Trois voix, trois époques pour raconter à la fois le destin singulier d'une famille et l'Histoire de l'Algérie. Si chacune des trois narratrices n'a pas réellement d'écriture distinctive, le style de Janine Teisson frappe par sa sobriété et sa fluidité. Dès les premières pages, on est littéralement emporté par les témoignages de ces femmes. Sans être jamais tomber dans un sentimentalisme facile, la romancière met en lumière le courage et la force de ses héroïnes, à la fois très différentes et si proches.
Chacun des récits est bouleversant, exemplaire ; et Janine Teisson s'interroge à travers eux sur le destin d'un peuple, la condition de la femme, le métissage et les liens du sang. Au fil des pages, les trois récits vont se percuter et se lier dans l'espoir d'un futur plus apaisé.

Jusqu'à présent, les romans que j'avais lus sur l'Algérie avaient été écrits par des Algériens (Nedjma de Kateb Yacine, Mes hommes de Malika Mokeddem ou encore Le papier l'encre et la braise de Leïla Mechentel). Mais si Janine Teisson n'a jamais vécu elle-même en Algérie, elle réussit à nous le faire oublier et à éviter tout manichéisme primaire ou stéréotype stérile. J'ai notamment découvert à travers ce récit toute la période de la colonisation du XIXème siècle que je méconnaissais. Avec beaucoup d'habileté et de sensibilité, Janine Teisson nous raconte une Algérie à l'image de ses trois narratrices : fragile et forte à la fois, faite de contradictions, de violence et d'amour.

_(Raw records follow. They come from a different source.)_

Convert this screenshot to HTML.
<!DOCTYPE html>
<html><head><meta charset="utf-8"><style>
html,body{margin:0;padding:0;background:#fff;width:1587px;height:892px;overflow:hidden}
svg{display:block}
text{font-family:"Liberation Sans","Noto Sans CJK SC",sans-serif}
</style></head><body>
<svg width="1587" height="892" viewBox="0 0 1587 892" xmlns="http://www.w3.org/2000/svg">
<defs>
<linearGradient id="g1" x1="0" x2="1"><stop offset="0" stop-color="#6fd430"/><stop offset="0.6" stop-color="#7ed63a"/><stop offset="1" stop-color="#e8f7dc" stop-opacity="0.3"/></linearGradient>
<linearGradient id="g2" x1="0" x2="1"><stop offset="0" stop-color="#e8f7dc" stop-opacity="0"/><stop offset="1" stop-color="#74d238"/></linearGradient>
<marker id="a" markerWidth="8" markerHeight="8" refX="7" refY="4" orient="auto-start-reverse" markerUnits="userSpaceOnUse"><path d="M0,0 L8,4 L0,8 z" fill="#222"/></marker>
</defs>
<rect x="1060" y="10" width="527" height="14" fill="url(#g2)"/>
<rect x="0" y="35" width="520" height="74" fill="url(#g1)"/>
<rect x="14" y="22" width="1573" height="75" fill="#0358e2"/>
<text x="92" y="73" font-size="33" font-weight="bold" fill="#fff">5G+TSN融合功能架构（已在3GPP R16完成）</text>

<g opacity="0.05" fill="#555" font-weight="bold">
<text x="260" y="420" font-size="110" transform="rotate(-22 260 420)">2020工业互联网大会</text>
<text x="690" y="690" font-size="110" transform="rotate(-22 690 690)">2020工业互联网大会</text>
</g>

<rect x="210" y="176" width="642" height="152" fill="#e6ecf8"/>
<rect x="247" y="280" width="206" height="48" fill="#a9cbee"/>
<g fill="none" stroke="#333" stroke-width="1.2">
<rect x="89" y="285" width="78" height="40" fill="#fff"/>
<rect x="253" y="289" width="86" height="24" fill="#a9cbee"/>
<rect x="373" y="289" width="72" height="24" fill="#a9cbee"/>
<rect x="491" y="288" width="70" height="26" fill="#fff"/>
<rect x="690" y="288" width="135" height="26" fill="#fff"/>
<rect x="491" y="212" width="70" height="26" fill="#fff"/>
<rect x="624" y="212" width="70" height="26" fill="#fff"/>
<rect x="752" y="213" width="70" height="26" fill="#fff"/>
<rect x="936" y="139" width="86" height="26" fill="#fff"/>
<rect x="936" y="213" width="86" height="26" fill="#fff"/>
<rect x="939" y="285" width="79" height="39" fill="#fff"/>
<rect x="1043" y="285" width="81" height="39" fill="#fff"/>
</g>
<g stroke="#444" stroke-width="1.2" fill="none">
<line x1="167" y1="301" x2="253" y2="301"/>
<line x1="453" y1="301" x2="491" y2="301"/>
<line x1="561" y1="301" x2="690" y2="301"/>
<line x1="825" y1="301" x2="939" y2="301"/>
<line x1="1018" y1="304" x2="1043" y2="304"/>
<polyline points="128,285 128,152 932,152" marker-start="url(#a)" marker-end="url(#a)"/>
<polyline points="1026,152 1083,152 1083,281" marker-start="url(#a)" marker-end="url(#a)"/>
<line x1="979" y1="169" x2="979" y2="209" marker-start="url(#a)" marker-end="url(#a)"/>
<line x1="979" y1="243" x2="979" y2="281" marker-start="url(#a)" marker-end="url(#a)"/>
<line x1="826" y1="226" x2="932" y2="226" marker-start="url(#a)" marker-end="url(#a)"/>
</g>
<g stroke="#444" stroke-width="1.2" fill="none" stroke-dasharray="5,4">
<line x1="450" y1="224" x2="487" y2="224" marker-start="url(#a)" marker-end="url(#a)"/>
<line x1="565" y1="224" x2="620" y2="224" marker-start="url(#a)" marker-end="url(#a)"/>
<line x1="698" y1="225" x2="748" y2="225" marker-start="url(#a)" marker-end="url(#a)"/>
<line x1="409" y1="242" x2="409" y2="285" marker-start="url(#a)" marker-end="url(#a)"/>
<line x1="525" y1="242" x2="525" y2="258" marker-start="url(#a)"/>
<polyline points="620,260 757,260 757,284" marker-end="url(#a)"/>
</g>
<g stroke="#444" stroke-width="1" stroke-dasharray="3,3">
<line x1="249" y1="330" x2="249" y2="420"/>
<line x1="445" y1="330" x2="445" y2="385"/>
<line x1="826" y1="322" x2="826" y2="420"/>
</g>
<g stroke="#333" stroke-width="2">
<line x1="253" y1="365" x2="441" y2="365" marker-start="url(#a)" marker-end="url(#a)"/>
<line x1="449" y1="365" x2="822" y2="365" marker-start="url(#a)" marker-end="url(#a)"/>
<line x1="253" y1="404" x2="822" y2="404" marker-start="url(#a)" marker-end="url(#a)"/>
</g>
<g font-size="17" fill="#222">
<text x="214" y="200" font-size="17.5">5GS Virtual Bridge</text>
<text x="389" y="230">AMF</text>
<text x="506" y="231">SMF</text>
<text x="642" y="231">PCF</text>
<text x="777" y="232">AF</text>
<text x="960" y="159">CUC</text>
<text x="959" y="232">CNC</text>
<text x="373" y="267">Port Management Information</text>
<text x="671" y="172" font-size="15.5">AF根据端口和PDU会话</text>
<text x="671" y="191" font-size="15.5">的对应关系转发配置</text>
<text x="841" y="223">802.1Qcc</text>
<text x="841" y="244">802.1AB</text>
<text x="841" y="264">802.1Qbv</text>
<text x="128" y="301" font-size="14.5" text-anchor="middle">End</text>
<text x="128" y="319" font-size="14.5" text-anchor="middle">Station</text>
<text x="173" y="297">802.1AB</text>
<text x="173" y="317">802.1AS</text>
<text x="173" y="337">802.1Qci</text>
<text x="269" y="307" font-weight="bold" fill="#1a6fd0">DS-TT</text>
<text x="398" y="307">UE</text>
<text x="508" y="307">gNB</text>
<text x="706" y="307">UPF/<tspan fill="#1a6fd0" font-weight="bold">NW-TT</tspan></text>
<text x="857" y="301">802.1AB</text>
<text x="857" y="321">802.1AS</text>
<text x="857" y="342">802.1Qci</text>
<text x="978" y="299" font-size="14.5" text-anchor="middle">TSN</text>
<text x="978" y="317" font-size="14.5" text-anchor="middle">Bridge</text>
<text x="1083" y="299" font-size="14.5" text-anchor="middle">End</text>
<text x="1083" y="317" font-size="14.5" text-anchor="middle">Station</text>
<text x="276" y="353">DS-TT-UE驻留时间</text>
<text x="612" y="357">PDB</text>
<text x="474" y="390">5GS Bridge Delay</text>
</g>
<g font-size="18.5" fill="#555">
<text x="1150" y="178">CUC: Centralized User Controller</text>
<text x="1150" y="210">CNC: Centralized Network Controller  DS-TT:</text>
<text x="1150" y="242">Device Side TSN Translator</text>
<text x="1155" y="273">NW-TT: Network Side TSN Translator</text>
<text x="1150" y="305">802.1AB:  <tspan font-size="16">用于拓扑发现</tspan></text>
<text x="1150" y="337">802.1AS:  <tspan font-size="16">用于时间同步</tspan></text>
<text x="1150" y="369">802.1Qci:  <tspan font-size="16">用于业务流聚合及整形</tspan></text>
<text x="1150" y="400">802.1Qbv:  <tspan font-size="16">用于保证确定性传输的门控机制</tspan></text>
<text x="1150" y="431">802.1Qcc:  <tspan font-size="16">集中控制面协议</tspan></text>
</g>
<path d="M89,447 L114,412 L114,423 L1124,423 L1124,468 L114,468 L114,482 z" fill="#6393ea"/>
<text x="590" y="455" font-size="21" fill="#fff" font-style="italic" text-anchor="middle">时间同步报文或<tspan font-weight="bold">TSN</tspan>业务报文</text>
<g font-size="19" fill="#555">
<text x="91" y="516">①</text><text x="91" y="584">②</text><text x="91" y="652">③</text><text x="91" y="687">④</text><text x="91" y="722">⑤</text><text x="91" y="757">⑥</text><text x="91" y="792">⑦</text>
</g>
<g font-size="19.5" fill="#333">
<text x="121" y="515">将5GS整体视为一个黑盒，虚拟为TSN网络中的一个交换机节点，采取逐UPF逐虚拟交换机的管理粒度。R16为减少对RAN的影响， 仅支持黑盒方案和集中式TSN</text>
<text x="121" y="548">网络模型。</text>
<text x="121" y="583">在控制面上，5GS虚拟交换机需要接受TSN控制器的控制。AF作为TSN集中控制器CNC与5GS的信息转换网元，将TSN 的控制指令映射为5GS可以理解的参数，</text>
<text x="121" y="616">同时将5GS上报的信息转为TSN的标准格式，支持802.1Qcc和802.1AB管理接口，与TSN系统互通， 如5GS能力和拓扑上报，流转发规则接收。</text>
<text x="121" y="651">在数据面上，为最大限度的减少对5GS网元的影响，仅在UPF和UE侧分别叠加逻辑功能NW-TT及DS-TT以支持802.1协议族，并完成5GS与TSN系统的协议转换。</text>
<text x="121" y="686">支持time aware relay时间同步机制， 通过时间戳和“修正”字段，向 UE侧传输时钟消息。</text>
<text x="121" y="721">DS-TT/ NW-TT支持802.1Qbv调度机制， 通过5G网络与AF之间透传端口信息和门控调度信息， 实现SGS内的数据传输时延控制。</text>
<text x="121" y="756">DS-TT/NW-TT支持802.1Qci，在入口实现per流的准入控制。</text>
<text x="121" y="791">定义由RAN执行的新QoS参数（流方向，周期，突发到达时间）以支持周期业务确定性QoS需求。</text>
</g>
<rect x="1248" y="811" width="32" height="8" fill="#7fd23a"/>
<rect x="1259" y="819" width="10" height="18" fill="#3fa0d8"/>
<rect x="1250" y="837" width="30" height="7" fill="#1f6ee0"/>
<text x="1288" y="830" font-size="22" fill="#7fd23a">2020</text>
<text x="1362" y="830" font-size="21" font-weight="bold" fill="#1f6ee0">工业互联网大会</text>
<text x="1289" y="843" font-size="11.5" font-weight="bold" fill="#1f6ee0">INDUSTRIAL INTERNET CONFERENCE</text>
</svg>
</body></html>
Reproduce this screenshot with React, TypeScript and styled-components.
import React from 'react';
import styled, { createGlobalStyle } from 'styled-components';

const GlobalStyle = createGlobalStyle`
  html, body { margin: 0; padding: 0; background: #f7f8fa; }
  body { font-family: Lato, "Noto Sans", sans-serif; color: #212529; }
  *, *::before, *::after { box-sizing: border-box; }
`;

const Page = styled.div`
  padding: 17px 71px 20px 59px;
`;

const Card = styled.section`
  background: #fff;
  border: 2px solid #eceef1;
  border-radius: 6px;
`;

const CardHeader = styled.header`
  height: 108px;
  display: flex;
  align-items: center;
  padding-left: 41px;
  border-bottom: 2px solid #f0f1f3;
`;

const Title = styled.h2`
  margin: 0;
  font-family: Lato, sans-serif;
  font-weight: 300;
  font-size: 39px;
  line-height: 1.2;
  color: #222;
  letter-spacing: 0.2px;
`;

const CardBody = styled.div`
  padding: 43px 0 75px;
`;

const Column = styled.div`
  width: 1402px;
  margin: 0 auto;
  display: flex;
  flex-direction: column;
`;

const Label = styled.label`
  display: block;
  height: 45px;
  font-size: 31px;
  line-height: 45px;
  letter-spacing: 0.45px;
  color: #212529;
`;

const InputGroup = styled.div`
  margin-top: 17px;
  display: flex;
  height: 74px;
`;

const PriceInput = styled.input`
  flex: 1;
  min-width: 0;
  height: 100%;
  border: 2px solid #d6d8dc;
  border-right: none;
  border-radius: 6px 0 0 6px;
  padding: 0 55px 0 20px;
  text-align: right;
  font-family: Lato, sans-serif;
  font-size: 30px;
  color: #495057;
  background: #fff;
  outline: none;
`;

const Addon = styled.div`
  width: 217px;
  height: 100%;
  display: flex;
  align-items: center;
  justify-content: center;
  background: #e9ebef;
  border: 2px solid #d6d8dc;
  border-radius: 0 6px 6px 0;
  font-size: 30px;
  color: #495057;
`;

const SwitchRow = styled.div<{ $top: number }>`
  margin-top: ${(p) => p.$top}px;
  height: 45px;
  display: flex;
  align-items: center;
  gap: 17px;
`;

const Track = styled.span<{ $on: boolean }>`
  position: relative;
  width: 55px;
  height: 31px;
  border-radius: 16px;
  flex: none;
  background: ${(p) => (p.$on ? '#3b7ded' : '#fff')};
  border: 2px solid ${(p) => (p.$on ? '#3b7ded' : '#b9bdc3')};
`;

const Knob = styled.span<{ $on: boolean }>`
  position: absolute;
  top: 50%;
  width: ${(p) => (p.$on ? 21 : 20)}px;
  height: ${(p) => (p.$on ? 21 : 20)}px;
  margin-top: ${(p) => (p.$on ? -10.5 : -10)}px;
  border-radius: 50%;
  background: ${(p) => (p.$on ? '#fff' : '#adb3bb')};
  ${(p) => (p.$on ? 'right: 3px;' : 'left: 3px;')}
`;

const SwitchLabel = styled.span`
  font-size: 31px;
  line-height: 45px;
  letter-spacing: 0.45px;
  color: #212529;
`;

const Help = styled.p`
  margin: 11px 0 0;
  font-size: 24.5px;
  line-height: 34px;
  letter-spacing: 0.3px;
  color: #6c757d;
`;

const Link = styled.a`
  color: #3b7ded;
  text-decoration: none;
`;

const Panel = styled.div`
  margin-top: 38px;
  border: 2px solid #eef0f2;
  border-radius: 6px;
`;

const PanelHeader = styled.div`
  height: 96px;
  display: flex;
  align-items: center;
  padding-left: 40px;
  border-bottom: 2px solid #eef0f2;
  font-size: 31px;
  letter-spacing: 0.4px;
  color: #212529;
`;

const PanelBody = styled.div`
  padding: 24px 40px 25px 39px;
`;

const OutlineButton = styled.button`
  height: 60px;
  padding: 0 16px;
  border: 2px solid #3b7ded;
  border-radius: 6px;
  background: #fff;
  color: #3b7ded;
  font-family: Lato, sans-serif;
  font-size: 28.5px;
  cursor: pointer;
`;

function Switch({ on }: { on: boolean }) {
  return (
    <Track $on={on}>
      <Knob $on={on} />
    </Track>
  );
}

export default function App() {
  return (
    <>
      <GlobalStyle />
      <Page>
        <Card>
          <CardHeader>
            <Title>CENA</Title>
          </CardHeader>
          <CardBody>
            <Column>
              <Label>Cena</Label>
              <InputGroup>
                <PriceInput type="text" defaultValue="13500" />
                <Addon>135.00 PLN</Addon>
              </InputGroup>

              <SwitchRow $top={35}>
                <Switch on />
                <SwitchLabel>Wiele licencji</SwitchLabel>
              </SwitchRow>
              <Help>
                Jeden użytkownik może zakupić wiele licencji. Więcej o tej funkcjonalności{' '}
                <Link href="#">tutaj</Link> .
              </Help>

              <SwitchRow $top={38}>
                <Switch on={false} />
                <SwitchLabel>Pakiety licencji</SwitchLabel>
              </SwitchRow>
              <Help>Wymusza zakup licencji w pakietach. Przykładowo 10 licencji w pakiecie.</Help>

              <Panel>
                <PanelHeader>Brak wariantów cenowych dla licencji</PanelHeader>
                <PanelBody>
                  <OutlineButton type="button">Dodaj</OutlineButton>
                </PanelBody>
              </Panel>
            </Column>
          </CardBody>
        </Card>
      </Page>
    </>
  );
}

Du même auteur : La salle de bain d'Hortense

Laurence

Extrait :

L'après-midi la vie étouffée, étouffante de l'hôpital m'oppresse. Faite de soupirs sifflant entre les dents, de souffrances tapies, de désespoirs exhalés, de naufrages, de terreurs à l'affût, d'appels au secours feutrés, de fuites, de cris soudains, d'indifférences furtives. Je vogue sur cette mer.
Je plonge dans mon silence, qui n'est pas vide, non. Je suis le réceptacle des voix perdues. J'écoute les voix en moi. Je les mène à leur paroxysme ou les laisse tarir. certaines s'imposent et m'envahissent contre ma volonté. Les unes reviennent après de années, que je croyais perdues. D'autres sont en moi depuis toujours. Voix anciennes comme celle de mon ancêtre Djeyhmouna qui tresse depuis toujours sa vie à la mienne, à moins que ce ne soit moi… Voix inconnues, voix des compagnes disparues, voix des vivants éloignés, mais jamais sa voix à lui, la voix de l'enfant bleu. Non. Il se tait.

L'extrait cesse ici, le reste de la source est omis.